**SUPPLIED MATERIAL:**
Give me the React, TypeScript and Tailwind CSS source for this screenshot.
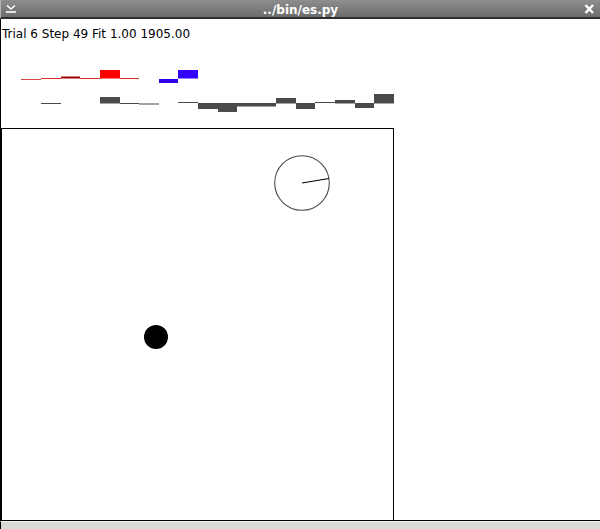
import React from 'react';

const font = { fontFamily: '"DejaVu Sans", "Liberation Sans", sans-serif' };

// value rows of the network display: [x0, x1, yTop, yBottom, colour]
const redRow: [number, number, number, number, string][] = [
  [21, 41, 79, 80, '#d04a4a'],
  [41, 61, 78, 79, '#d83030'],
  [61, 80, 76.5, 78.5, '#a00000'],
  [80, 100, 78, 79, '#d83030'],
  [100, 120, 70, 78.5, '#ff0000'],
  [120, 139, 78, 79, '#d83030'],
];

const blueRow: [number, number, number, number, string][] = [
  [159, 178, 79, 83, '#3300ee'],
  [178, 198, 70, 78.5, '#3300ff'],
];

const grayRow: [number, number, number, number][] = [
  [41, 61, 103, 104],
  [100, 120, 97, 103.5],
  [120, 139, 103, 104],
  [139, 159, 103.5, 104.5],
  [178, 198, 102, 103],
  [198, 218, 103, 109],
  [218, 237, 103, 112],
  [237, 276, 103, 106.5],
  [276, 296, 98, 103.5],
  [296, 315, 103, 109],
  [315, 335, 102, 103],
  [335, 355, 100, 103.5],
  [355, 374, 103, 108],
  [374, 394, 94, 103.5],
];

function TitleBar() {
  return (
    <div className="grid grid-cols-[20px_1fr_20px] h-[19px] bg-gradient-to-b from-[#8e8e8e] to-[#6c6c6c] border-b-2 border-[#2e2e2e] border-l border-l-[#b4b4b4]">
      <div className="flex items-start">
        <svg width="20" height="17" viewBox="0 0 20 17">
          <path d="M6 5.5 L10 9 L14 5.5" fill="none" stroke="#fff" strokeWidth="1.6" />
          <path d="M5 12 H15" stroke="#fff" strokeWidth="1.6" />
        </svg>
      </div>
      <div className="text-center text-white font-bold text-[12px] leading-[13px] pt-[4px]" style={font}>
        ../bin/es.py
      </div>
      <div className="flex items-start">
        <svg width="20" height="17" viewBox="0 0 20 17">
          <path d="M5.5 5 L13 13 M13 5 L5.5 13" stroke="#fff" strokeWidth="2.4" />
        </svg>
      </div>
    </div>
  );
}

function Chart() {
  return (
    <svg width="599" height="68" viewBox="1 60 599 68" className="block mt-[19px]">
      {redRow.map(([x0, x1, y0, y1, c], i) => (
        <rect key={'r' + i} x={x0} y={y0} width={x1 - x0} height={y1 - y0} fill={c} />
      ))}
      {blueRow.map(([x0, x1, y0, y1, c], i) => (
        <rect key={'b' + i} x={x0} y={y0} width={x1 - x0} height={y1 - y0} fill={c} />
      ))}
      {grayRow.map(([x0, x1, y0, y1], i) => (
        <rect key={'g' + i} x={x0} y={y0} width={x1 - x0} height={y1 - y0} fill="#4a4a4a" />
      ))}
    </svg>
  );
}

function Arena() {
  return (
    <div className="w-[393px] h-[392px] border-t border-r border-l border-black">
      <svg width="391" height="391" viewBox="2 129 391 391" className="block">
        <circle cx="302" cy="183" r="27.3" fill="none" stroke="#4a4a4a" strokeWidth="1.1" />
        <line x1="302" y1="183" x2="329" y2="178.5" stroke="#000" strokeWidth="1.1" />
        <circle cx="156" cy="337" r="12" fill="#000" />
      </svg>
    </div>
  );
}

export default function App() {
  return (
    <div className="w-[600px] h-[529px] flex flex-col bg-white overflow-hidden">
      <TitleBar />
      <div className="flex-1 border-l border-black bg-white">
        <div className="pl-[1px] pt-[8px] text-[12px] leading-[14px] text-black" style={font}>
          Trial 6 Step 49 Fit 1.00 1905.00
        </div>
        <Chart />
        <Arena />
      </div>
      <div className="border-t border-black">
        <div className="h-[8px] bg-[#dcdad6] border-l border-black border-t border-t-[#f2f1ef]" />
      </div>
    </div>
  );
}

**INSTRUCTIONS FOR THE TASK:** Restate the listing above word for word, and skip the pictures.

**OUTPUT OF THE EXERCISE:**
Give me the React, TypeScript and Tailwind CSS source for this screenshot.
import React from 'react';

const font = { fontFamily: '"DejaVu Sans", "Liberation Sans", sans-serif' };

// value rows of the network display: [x0, x1, yTop, yBottom, colour]
const redRow: [number, number, number, number, string][] = [
  [21, 41, 79, 80, '#d04a4a'],
  [41, 61, 78, 79, '#d83030'],
  [61, 80, 76.5, 78.5, '#a00000'],
  [80, 100, 78, 79, '#d83030'],
  [100, 120, 70, 78.5, '#ff0000'],
  [120, 139, 78, 79, '#d83030'],
];

const blueRow: [number, number, number, number, string][] = [
  [159, 178, 79, 83, '#3300ee'],
  [178, 198, 70, 78.5, '#3300ff'],
];

const grayRow: [number, number, number, number][] = [
  [41, 61, 103, 104],
  [100, 120, 97, 103.5],
  [120, 139, 103, 104],
  [139, 159, 103.5, 104.5],
  [178, 198, 102, 103],
  [198, 218, 103, 109],
  [218, 237, 103, 112],
  [237, 276, 103, 106.5],
  [276, 296, 98, 103.5],
  [296, 315, 103, 109],
  [315, 335, 102, 103],
  [335, 355, 100, 103.5],
  [355, 374, 103, 108],
  [374, 394, 94, 103.5],
];

function TitleBar() {
  return (
    <div className="grid grid-cols-[20px_1fr_20px] h-[19px] bg-gradient-to-b from-[#8e8e8e] to-[#6c6c6c] border-b-2 border-[#2e2e2e] border-l border-l-[#b4b4b4]">
      <div className="flex items-start">
        <svg width="20" height="17" viewBox="0 0 20 17">
          <path d="M6 5.5 L10 9 L14 5.5" fill="none" stroke="#fff" strokeWidth="1.6" />
          <path d="M5 12 H15" stroke="#fff" strokeWidth="1.6" />
        </svg>
      </div>
      <div className="text-center text-white font-bold text-[12px] leading-[13px] pt-[4px]" style={font}>
        ../bin/es.py
      </div>
      <div className="flex items-start">
        <svg width="20" height="17" viewBox="0 0 20 17">
          <path d="M5.5 5 L13 13 M13 5 L5.5 13" stroke="#fff" strokeWidth="2.4" />
        </svg>
      </div>
    </div>
  );
}

function Chart() {
  return (
    <svg width="599" height="68" viewBox="1 60 599 68" className="block mt-[19px]">
      {redRow.map(([x0, x1, y0, y1, c], i) => (
        <rect key={'r' + i} x={x0} y={y0} width={x1 - x0} height={y1 - y0} fill={c} />
      ))}
      {blueRow.map(([x0, x1, y0, y1, c], i) => (
        <rect key={'b' + i} x={x0} y={y0} width={x1 - x0} height={y1 - y0} fill={c} />
      ))}
      {grayRow.map(([x0, x1, y0, y1], i) => (
        <rect key={'g' + i} x={x0} y={y0} width={x1 - x0} height={y1 - y0} fill="#4a4a4a" />
      ))}
    </svg>
  );
}

function Arena() {
  return (
    <div className="w-[393px] h-[392px] border-t border-r border-l border-black">
      <svg width="391" height="391" viewBox="2 129 391 391" className="block">
        <circle cx="302" cy="183" r="27.3" fill="none" stroke="#4a4a4a" strokeWidth="1.1" />
        <line x1="302" y1="183" x2="329" y2="178.5" stroke="#000" strokeWidth="1.1" />
        <circle cx="156" cy="337" r="12" fill="#000" />
      </svg>
    </div>
  );
}

export default function App() {
  return (
    <div className="w-[600px] h-[529px] flex flex-col bg-white overflow-hidden">
      <TitleBar />
      <div className="flex-1 border-l border-black bg-white">
        <div className="pl-[1px] pt-[8px] text-[12px] leading-[14px] text-black" style={font}>
          Trial 6 Step 49 Fit 1.00 1905.00
        </div>
        <Chart />
        <Arena />
      </div>
      <div className="border-t border-black">
        <div className="h-[8px] bg-[#dcdad6] border-l border-black border-t border-t-[#f2f1ef]" />
      </div>
    </div>
  );
}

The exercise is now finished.